Adtran wants to accelerate the transition to software-defined access (SD-access) networks, and it wants to use open source techniques to get there. To that end, it launched the Mosaic Open Network Alliance. And it’s hoping service providers and other vendors will join.
Kurt Raaflaub, head of strategic solutions marketing at Adtran, referenced the Apple App Store ecosystem numerous times in attempting to describe what Adtran is looking to build. He explained service providers taking advantage of the group would be able to build applications and services that could run on top of their networking deployments.
For its part, Adtran is offering access to its Mosaic SD-access platform, with members in turn having access to each other’s work.

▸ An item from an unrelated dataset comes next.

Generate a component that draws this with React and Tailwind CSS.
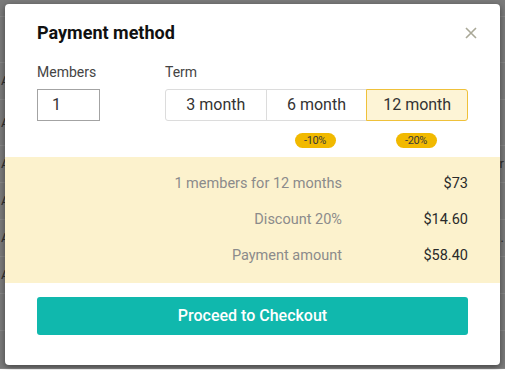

Vendors would be able to fill in holes in their own portfolios under the idea of offering an open platform to carriers.
Adtran launched its Mosaic platform last year, which was designed to help service providers using technologies like next-generation passive optical networking (NG-PON2) and G.Fast make the transition to open, programmable networks.
The Mosaic portfolio includes the Mosaic Cloud platform that combines modular apps with open source control and orchestration; Mosaic OS, a Linux-based operating system optimized for SDN programmability; and the Programmable Network Elements, a multivendor networking software that integrates natively with open SDN-controlled access networks.
Adtran earlier this month reported that CenturyLink deployed a field trial of its virtualized optical line terminal (OLT) 10G-PON system with Adtran’s Mosaic operating system to create SD-access.
Another Open Alliance?
Raaflaub explained the telecom world continues to struggle with true interoperability, which was behind Adtran’s work in pushing its SD-access platform. He said current open initiatives are just not meeting the needs of the market.
“If we left this to the big standards bodies, this would all move too slow,” Raaflaub said. “It could take years to vet all of this out. What accelerates this is just jumping in and doing it. It’s like a DevOps type of environment to create applications and get the ball rolling.”
More superficial to what the organization is looking to accomplish, Raaflaub said that in forming the group, Adtran struggled internally with how it wanted to refer to the organization. He noted “ecosystem” was initially proposed, but the company wanted to avoid overuse of the term as well as the typical association of the description to initiatives that are heavily driven by a single vendor.
“That was something we wrestled with in the hallways,” Raaflaub said. “We just cringed at using the word ‘ecosystem’ to describe this. … Alliance just seemed to be more interactive and collaborative to what we are tying to accomplish.”
Membership is currently broken down into two levels: collaboration members that are testing out the alliance to see where they might fit; and integration members that include a “technology” and “services” partners subset with a greater emphasis on actual work within the alliance.
Raaflaub said the organization has already attracted interested members, with plans to name names later this year.
Raaflaub noted the organization could be a way to bring together divergent paths in terms of optical network technologies. He cited the fact that some of its rivals are supporting standards like NG-PON2, while others are on board with XGS-PON or G.Fast.
As an example, Verizon is currently moving on NG-PON2 technology. The carrier said it recently proved interoperability of NG-PON2 using the OpenOMCI specification at its technology facility in Massachusetts.
The spec defines the interface between the OLT, which is typically located at the service provider’s central hub, and the optical networking terminal (ONT), which is near the end user.
AT&T on the other hand plans to conduct a 10-gigabit symmetric PON (XGS-PON) trial later this year as part of its plan to virtualize access functions within the last mile of its fiber network. AT&T has worked with ON.Lab to develop and test Open Network Operating System (ONOS) and Virtual Optical Line Terminator Hardware Abstraction (VOLTHA) software to hide the lower level details of the silicon.
AT&T is waiting approval on submissions of open white box XGS OLT designs to the Open Compute Project (OCP).
“We think it’s important that the industry keeps an open mind to where they are going with networking technology, and think the alliance can play a part in keeping everyone on the same page,” Raaflaub said.
As to where the alliance is heading and how Adtran might benefit, Raaflaub said the company remains open minded.
“We are not sure where this might go,” he said. “We just want to accelerate the path to software-defines access using a true open networking scenario. Whether that gets completed while we are still around or after it might be rolled into an open consortium, I don’t know. We feel if we just left it to the large consortiums at this point that are trying to boil the ocean, a lot of carrier-grade feature sets would remain unfulfilled.”
Raaflaub did admit that Adtran could see itself garnering a percentage of revenues driven from the alliance, perhaps similar to how application stores generate revenues through a shared revenue model.
“We want to be fully open now, and worry about making money later,” Raaflaub said. “That sort of goes back to using the term alliance. It sounds more collaborative and less like some sort of way to generate revenues.”